**PROBLEM DETAILS**
Each line below must be set down exactly; omit any image you find.

**PROVIDED MATERIAL**
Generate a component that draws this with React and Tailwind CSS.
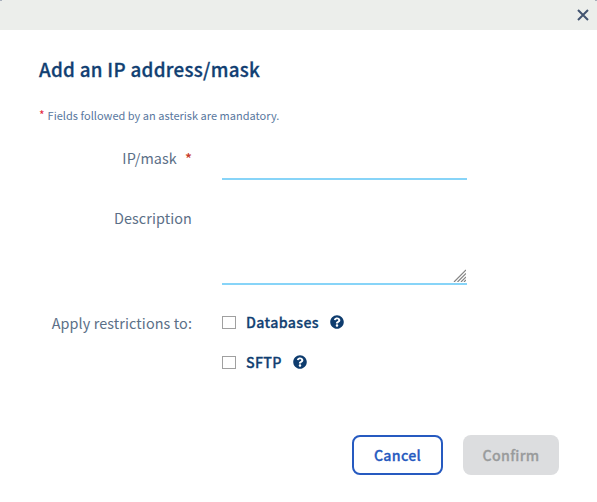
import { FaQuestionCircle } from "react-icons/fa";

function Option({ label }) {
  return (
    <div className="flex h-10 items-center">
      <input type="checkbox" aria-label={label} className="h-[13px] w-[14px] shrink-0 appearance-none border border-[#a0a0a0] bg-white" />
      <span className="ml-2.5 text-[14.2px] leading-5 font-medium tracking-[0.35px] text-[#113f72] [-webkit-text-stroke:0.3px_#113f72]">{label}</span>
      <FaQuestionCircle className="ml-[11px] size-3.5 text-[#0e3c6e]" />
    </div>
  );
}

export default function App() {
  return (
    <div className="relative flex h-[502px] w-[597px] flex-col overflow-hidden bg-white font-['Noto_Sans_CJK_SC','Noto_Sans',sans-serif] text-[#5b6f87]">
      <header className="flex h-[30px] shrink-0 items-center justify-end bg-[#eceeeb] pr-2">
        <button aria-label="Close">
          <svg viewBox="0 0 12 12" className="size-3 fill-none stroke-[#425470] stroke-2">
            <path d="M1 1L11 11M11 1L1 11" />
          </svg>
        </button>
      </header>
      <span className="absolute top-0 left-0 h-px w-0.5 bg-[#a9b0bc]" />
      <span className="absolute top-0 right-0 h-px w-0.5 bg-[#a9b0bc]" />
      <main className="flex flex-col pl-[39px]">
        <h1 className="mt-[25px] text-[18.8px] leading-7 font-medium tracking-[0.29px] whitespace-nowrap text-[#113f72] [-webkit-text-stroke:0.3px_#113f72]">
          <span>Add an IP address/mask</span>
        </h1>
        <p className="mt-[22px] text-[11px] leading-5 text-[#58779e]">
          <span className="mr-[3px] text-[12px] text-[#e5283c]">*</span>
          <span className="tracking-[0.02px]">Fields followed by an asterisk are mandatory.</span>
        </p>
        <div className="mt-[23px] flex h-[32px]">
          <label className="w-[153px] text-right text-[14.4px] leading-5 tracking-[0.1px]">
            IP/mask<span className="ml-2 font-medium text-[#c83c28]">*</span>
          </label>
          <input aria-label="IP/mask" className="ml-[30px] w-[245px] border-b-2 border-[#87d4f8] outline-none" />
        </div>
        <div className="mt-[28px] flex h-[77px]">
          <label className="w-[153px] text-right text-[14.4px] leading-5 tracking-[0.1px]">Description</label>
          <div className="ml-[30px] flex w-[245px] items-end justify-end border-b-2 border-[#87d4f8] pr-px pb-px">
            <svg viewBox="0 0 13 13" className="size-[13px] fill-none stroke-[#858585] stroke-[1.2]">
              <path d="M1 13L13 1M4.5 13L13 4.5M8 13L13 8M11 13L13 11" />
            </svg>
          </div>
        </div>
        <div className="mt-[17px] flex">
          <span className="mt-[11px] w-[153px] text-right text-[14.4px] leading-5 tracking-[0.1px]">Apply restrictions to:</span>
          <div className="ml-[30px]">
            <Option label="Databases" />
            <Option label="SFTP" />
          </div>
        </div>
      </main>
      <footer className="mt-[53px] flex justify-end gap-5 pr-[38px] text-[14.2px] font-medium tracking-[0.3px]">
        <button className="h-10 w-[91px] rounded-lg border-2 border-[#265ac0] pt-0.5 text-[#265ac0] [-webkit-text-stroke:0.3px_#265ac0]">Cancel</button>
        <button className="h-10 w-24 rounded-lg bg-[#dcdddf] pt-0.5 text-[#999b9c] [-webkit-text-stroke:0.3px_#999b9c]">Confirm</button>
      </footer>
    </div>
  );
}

**EXPECTED ANSWER**
Generate a component that draws this with React and Tailwind CSS.
import { FaQuestionCircle } from "react-icons/fa";

function Option({ label }) {
  return (
    <div className="flex h-10 items-center">
      <input type="checkbox" aria-label={label} className="h-[13px] w-[14px] shrink-0 appearance-none border border-[#a0a0a0] bg-white" />
      <span className="ml-2.5 text-[14.2px] leading-5 font-medium tracking-[0.35px] text-[#113f72] [-webkit-text-stroke:0.3px_#113f72]">{label}</span>
      <FaQuestionCircle className="ml-[11px] size-3.5 text-[#0e3c6e]" />
    </div>
  );
}

export default function App() {
  return (
    <div className="relative flex h-[502px] w-[597px] flex-col overflow-hidden bg-white font-['Noto_Sans_CJK_SC','Noto_Sans',sans-serif] text-[#5b6f87]">
      <header className="flex h-[30px] shrink-0 items-center justify-end bg-[#eceeeb] pr-2">
        <button aria-label="Close">
          <svg viewBox="0 0 12 12" className="size-3 fill-none stroke-[#425470] stroke-2">
            <path d="M1 1L11 11M11 1L1 11" />
          </svg>
        </button>
      </header>
      <span className="absolute top-0 left-0 h-px w-0.5 bg-[#a9b0bc]" />
      <span className="absolute top-0 right-0 h-px w-0.5 bg-[#a9b0bc]" />
      <main className="flex flex-col pl-[39px]">
        <h1 className="mt-[25px] text-[18.8px] leading-7 font-medium tracking-[0.29px] whitespace-nowrap text-[#113f72] [-webkit-text-stroke:0.3px_#113f72]">
          <span>Add an IP address/mask</span>
        </h1>
        <p className="mt-[22px] text-[11px] leading-5 text-[#58779e]">
          <span className="mr-[3px] text-[12px] text-[#e5283c]">*</span>
          <span className="tracking-[0.02px]">Fields followed by an asterisk are mandatory.</span>
        </p>
        <div className="mt-[23px] flex h-[32px]">
          <label className="w-[153px] text-right text-[14.4px] leading-5 tracking-[0.1px]">
            IP/mask<span className="ml-2 font-medium text-[#c83c28]">*</span>
          </label>
          <input aria-label="IP/mask" className="ml-[30px] w-[245px] border-b-2 border-[#87d4f8] outline-none" />
        </div>
        <div className="mt-[28px] flex h-[77px]">
          <label className="w-[153px] text-right text-[14.4px] leading-5 tracking-[0.1px]">Description</label>
          <div className="ml-[30px] flex w-[245px] items-end justify-end border-b-2 border-[#87d4f8] pr-px pb-px">
            <svg viewBox="0 0 13 13" className="size-[13px] fill-none stroke-[#858585] stroke-[1.2]">
              <path d="M1 13L13 1M4.5 13L13 4.5M8 13L13 8M11 13L13 11" />
            </svg>
          </div>
        </div>
        <div className="mt-[17px] flex">
          <span className="mt-[11px] w-[153px] text-right text-[14.4px] leading-5 tracking-[0.1px]">Apply restrictions to:</span>
          <div className="ml-[30px]">
            <Option label="Databases" />
            <Option label="SFTP" />
          </div>
        </div>
      </main>
      <footer className="mt-[53px] flex justify-end gap-5 pr-[38px] text-[14.2px] font-medium tracking-[0.3px]">
        <button className="h-10 w-[91px] rounded-lg border-2 border-[#265ac0] pt-0.5 text-[#265ac0] [-webkit-text-stroke:0.3px_#265ac0]">Cancel</button>
        <button className="h-10 w-24 rounded-lg bg-[#dcdddf] pt-0.5 text-[#999b9c] [-webkit-text-stroke:0.3px_#999b9c]">Confirm</button>
      </footer>
    </div>
  );
}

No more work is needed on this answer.